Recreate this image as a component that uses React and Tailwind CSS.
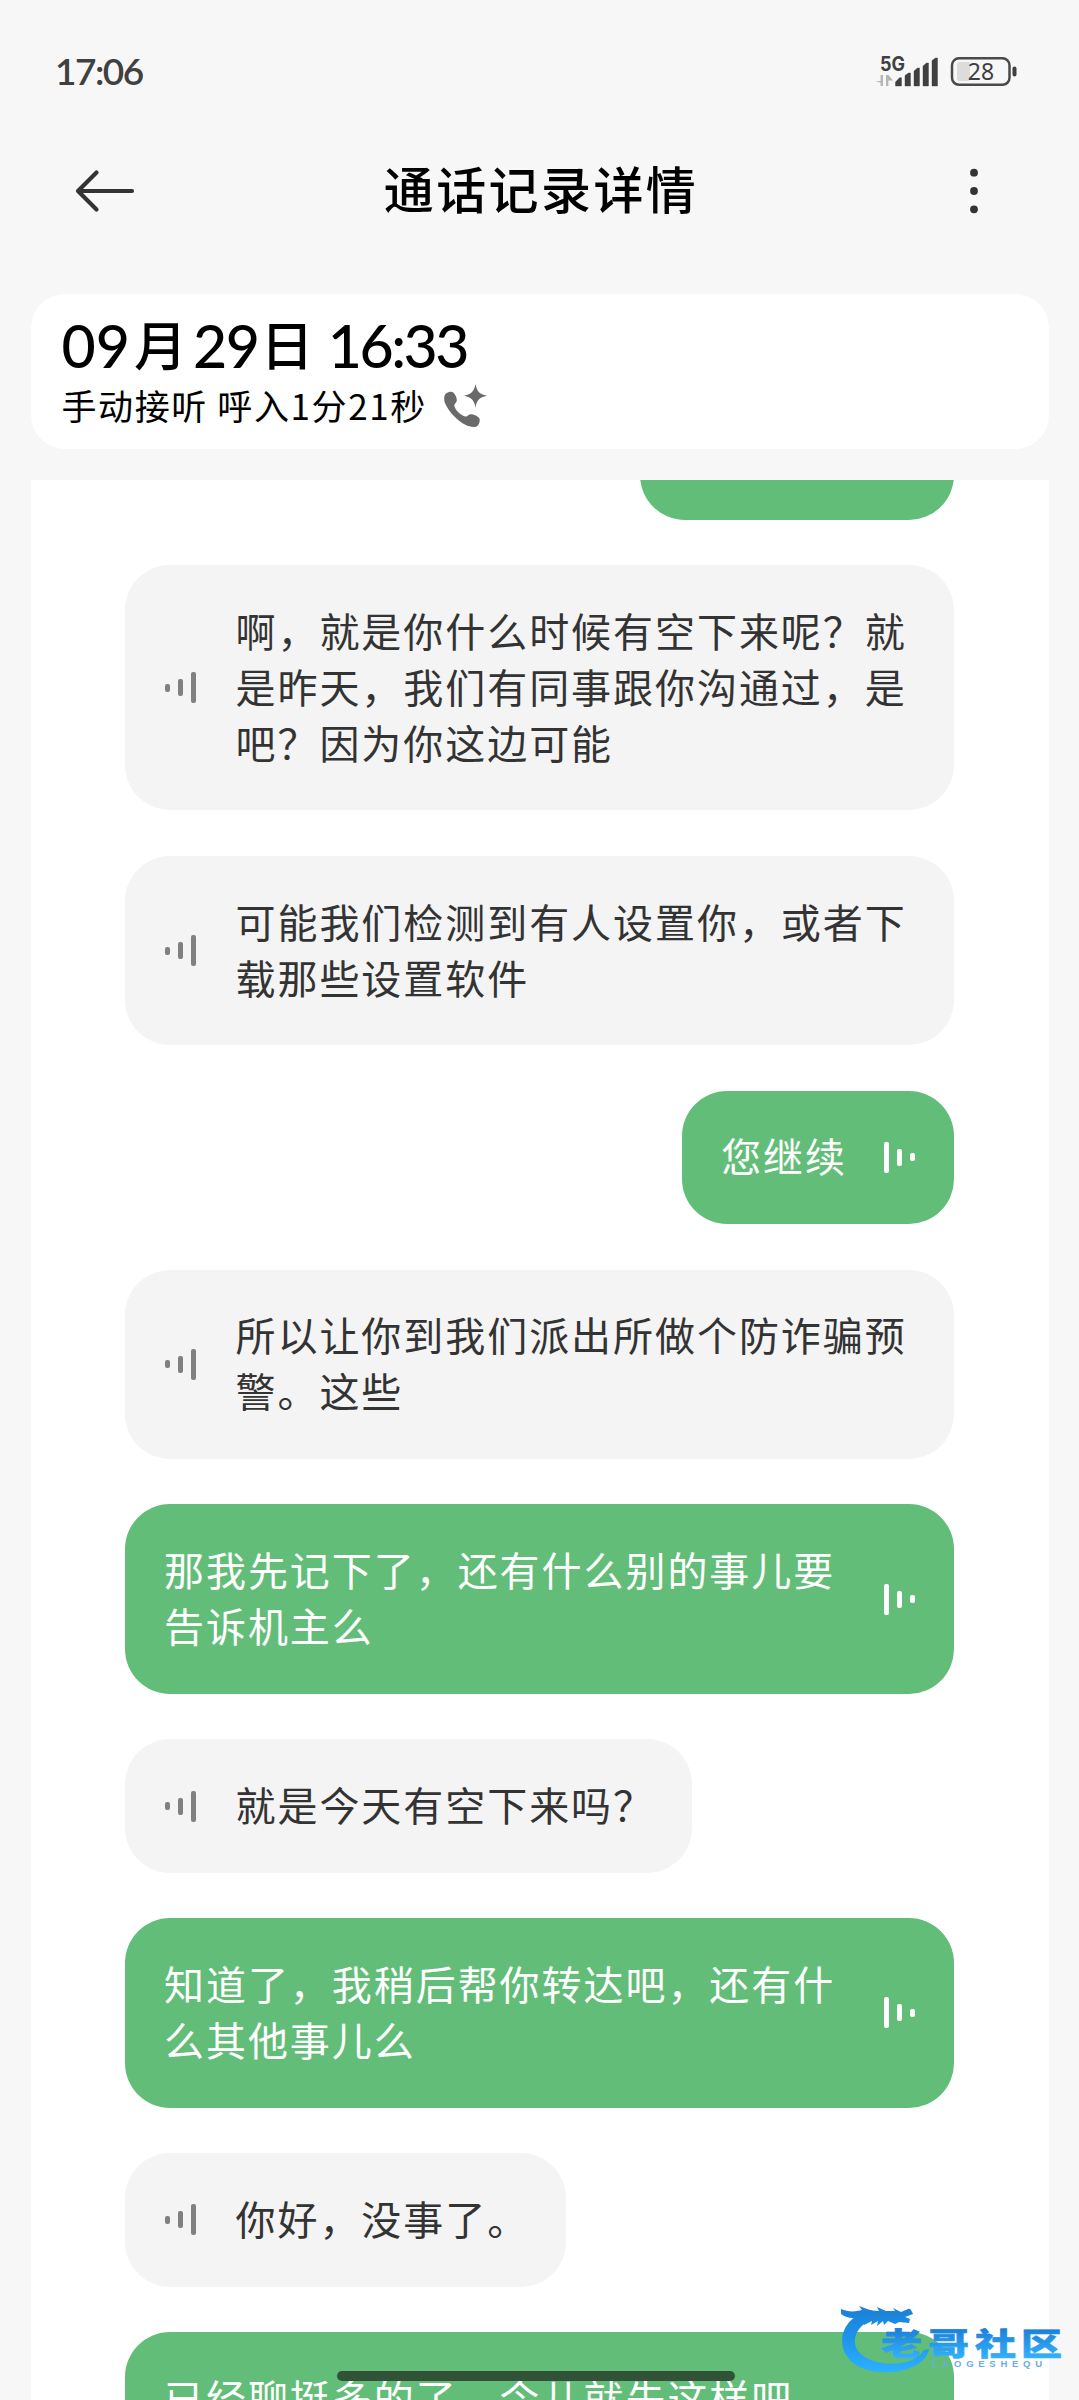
import React from "react";

const messages = [
  { side: "in", wide: true, lines: ["啊，就是你什么时候有空下来呢？就", "是昨天，我们有同事跟你沟通过，是", "吧？因为你这边可能"] },
  { side: "in", wide: true, lines: ["可能我们检测到有人设置你，或者下", "载那些设置软件"] },
  { side: "out", lines: ["您继续"] },
  { side: "in", wide: true, lines: ["所以让你到我们派出所做个防诈骗预", "警。这些"] },
  { side: "out", wide: true, lines: ["那我先记下了，还有什么别的事儿要", "告诉机主么"] },
  { side: "in", lines: ["就是今天有空下来吗？"] },
  { side: "out", wide: true, lines: ["知道了，我稍后帮你转达吧，还有什", "么其他事儿么"] },
  { side: "in", lines: ["你好，没事了。"] },
  { side: "out", wide: true, lines: ["已经聊挺多的了，今儿就先这样吧", "\u00a0"] },
];

function Bars({ out }) {
  const order = out ? "flex-row-reverse" : "flex-row";
  const color = out ? "bg-white" : "bg-[#808080]";
  return (
    <div className={`flex h-8 w-[31px] shrink-0 items-center justify-between ${order}`}>
      <span className={`h-2 w-[5px] rounded-[2px] ${color}`} />
      <span className={`h-[17px] w-[5px] rounded-[2px] ${color}`} />
      <span className={`h-[31px] w-[5px] rounded-[2px] ${color}`} />
    </div>
  );
}

function Bubble({ message }) {
  const out = message.side === "out";
  const width = message.wide ? "w-full" : "";
  const text = (
    <p className="-mt-[2px] mb-[2px] text-[40px] leading-[56px] tracking-[1.950px] whitespace-nowrap">
      {message.lines.map((line) => (
        <span key={line} className="block">{line}</span>
      ))}
    </p>
  );
  if (out) {
    return (
      <div className={`flex shrink-0 items-center justify-between gap-[36.500px] self-end rounded-[45px] bg-[#62bd78] py-[38.75px] pr-[39.500px] pl-[39px] text-white ${width}`}>
        {text}
        <Bars out />
      </div>
    );
  }
  return (
    <div className={`flex shrink-0 items-center gap-[39.500px] self-start rounded-[45px] bg-[#f4f4f4] py-[38.75px] pr-[37px] pl-10 text-[#333] ${width}`}>
      <Bars />
      {text}
    </div>
  );
}

function Signal() {
  return (
    <svg className="h-[36px] w-[66px]" viewBox="875 53 66 36">
      <text x="880" y="70.500" fontSize="20" fontWeight="700" fill="#404040" textLength="25" lengthAdjust="spacingAndGlyphs" fontFamily="Inter, sans-serif">5G</text>
      <path d="M883 75v11h-2.400v-3.200L875.600 81h5V75zM886 86V75h2.400l4.600 5.500h-4.600V86z" fill="#b5b5b5" />
      <path d="M895.500 86v-4l4-4.300h2V86zM905 86V75.500l3.500-2.500h2V86zM914 86V71l3.500-3h2v18zM923 86V66l3.500-3h2v23zM932 86V60.500l3.500-2.500h2V86z" fill="#404040" stroke="#404040" strokeWidth=".4" strokeLinejoin="round" />
    </svg>
  );
}

function Battery() {
  return (
    <svg className="h-[36px] w-[68px]" viewBox="950 53 68 36">
      <rect x="957" y="62" width="13" height="19" rx="2" fill="#dcdcdc" />
      <rect x="952" y="58.300" width="57.500" height="26.500" rx="7" fill="none" stroke="#4a4a4a" strokeWidth="2.500" />
      <rect x="1012.500" y="66.500" width="4" height="10" rx="2" fill="#404040" />
      <text x="981" y="80" textAnchor="middle" fontSize="23" fill="#404040" fontFamily="Noto Sans, sans-serif">28</text>
    </svg>
  );
}

function CallIcon() {
  return (
    <svg className="h-11 w-11" viewBox="443 385 44 44" fill="#6a6a6a">
      <path d="M446 394.500c2.500-1.700 6-2.300 7.500-.8 2 2 3.600 5.300 3.300 8-.2 2-2.800 3-2.500 5 .8 4.500 7 10 11 10.700 2.200.4 3.300-2.200 5.500-2.200 3 0 7 1.800 8.500 4 1 1.600.3 5.300-1.500 7.300-2.300 2.400-8 1.700-12.500-.7-8.500-4.500-16.500-13-20-21-1.500-3.600-1.600-8.600.7-10.300z" />
      <path d="M475.500 385c1.500 7.500 3.500 10 11.500 11.800-8 1.800-10 4.200-11.500 11.700-1.500-7.500-3.800-9.900-11.500-11.700 7.700-1.800 10-4.300 11.500-11.800z" />
    </svg>
  );
}

function Watermark() {
  return (
    <svg className="absolute top-[2300px] left-[838px] h-[78px] w-[228px]" viewBox="838 2300 228 78">
      <defs>
        <linearGradient id="ink" x1="0" y1="2305" x2="0" y2="2372" gradientUnits="userSpaceOnUse">
          <stop offset="0" stopColor="#1a7fd4" />
          <stop offset=".5" stopColor="#1f93ec" />
          <stop offset="1" stopColor="#2bb2ff" />
        </linearGradient>
        <linearGradient id="word" x1="0" y1="2327" x2="0" y2="2358" gradientUnits="userSpaceOnUse">
          <stop offset="0" stopColor="#1a7dd6" />
          <stop offset="1" stopColor="#35b0fa" />
        </linearGradient>
      </defs>
      <g fill="url(#ink)">
        <path d="M841 2309c7 3 14 3 21 1l-3-4c7 3 14 5 20 5l-2-4 9 4 9 0-2-3 8 4 7-3c2-1 3 1 4 3l1 2-8 3 5 2-1 4-10-1-4 2-7-3-4 4-1-4-6 5 1-5-7 4 1-4-8 4-4-7c-7 1-14 0-19-4z" />
        <path d="M868 2311C834 2320 833 2361 868 2370C896 2377 926 2367 929 2349L924 2350C917 2361 900 2366 882 2363C850 2358 844 2332 876 2316Z" />
      </g>
      <text y="2354.500" fontSize="31" fontWeight="900" fill="url(#word)" stroke="url(#word)" strokeWidth=".6" fontFamily="'Noto Sans CJK SC', sans-serif">
        <tspan x="881" textLength="41" lengthAdjust="spacingAndGlyphs">老</tspan>
        <tspan x="928" textLength="41" lengthAdjust="spacingAndGlyphs">哥</tspan>
        <tspan x="975" textLength="41" lengthAdjust="spacingAndGlyphs">社</tspan>
        <tspan x="1021" textLength="41" lengthAdjust="spacingAndGlyphs">区</tspan>
      </text>
      <text x="932" y="2366.500" fontSize="9.500" fontWeight="700" fill="#6aaee4" textLength="110" fontFamily="'Liberation Sans', sans-serif">LAOGESHEQU</text>
    </svg>
  );
}

export default function App() {
  return (
    <div className="relative flex h-[2400px] w-[1079px] flex-col overflow-hidden bg-[#f7f7f7] font-['Noto_Sans_CJK_SC',sans-serif] text-black">
      <div className="flex h-[142px] items-center justify-between pr-[61px] pl-[55px]">
        <span className="font-['Lato'] text-[37px] font-semibold tracking-[-1.500px] text-[#404040]">17:06</span>
        <div className="flex items-center gap-[9px]">
          <Signal />
          <Battery />
        </div>
      </div>

      <header className="flex h-[97px] items-center justify-between pr-[97px] pl-[75px]">
        <svg className="h-[44px] w-[60px]" viewBox="0 0 60 44" fill="none" stroke="#333" strokeWidth="4.200" strokeLinecap="round" strokeLinejoin="round">
          <path d="M57 22H3M21.500 3.500L3 22l18.500 18.500" />
        </svg>
        <h1 className="mr-[19px] mb-[8px] text-[50px] leading-[60px] font-medium tracking-[2.400px]">通话记录详情</h1>
        <svg className="h-[46px] w-4" viewBox="0 0 16 46" fill="#333">
          <circle cx="8" cy="4.700" r="3.900" />
          <circle cx="8" cy="23" r="3.900" />
          <circle cx="8" cy="41.300" r="3.900" />
        </svg>
      </header>

      <section className="mx-[30.500px] mt-[55px] flex h-[155px] flex-col rounded-[34px] bg-white pt-[20px] pl-[31px]">
        <div className="flex h-[64px] items-center text-[53px] font-medium whitespace-pre">
          <span className="mr-[4px] font-['Lato'] text-[59px]">09</span>
          <span className="mr-[6px] mb-1">月</span>
          <span className="mr-[2px] font-['Lato'] text-[59px] tracking-[-1.500px]">29</span>
          <span className="mr-[2px] mb-1">日</span>
          <span className="font-['Lato'] text-[59px] tracking-[-2.500px]"> 16:33</span>
        </div>
        <div className="flex h-[56px] items-center gap-[16px]">
          <span className="mb-[2px] text-[35px] leading-[56px] tracking-[1.600px]">手动接听 呼入1分21秒</span>
          <CallIcon />
        </div>
      </section>

      <main className="mx-[30.500px] mt-[31px] flex h-[1920px] flex-col gap-[45.375px] overflow-hidden bg-white px-[94.500px]">
        <div className="-mt-10 h-[79.600px] w-[314px] shrink-0 self-end rounded-b-[45px] bg-[#62bd78]" />
        {messages.map((message) => (
          <Bubble key={message.lines[0]} message={message} />
        ))}
      </main>

      <div className="absolute top-[2371px] left-[337px] h-2.5 w-[398px] rounded-full bg-[#325238]" />
      <Watermark />
    </div>
  );
}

Task brief: Pictures excluded, repeat exactly the lines from the top of the material through the line with "import React from", including both of those lines.

Task response:
Recreate this image as a component that uses React and Tailwind CSS.
import React from "react";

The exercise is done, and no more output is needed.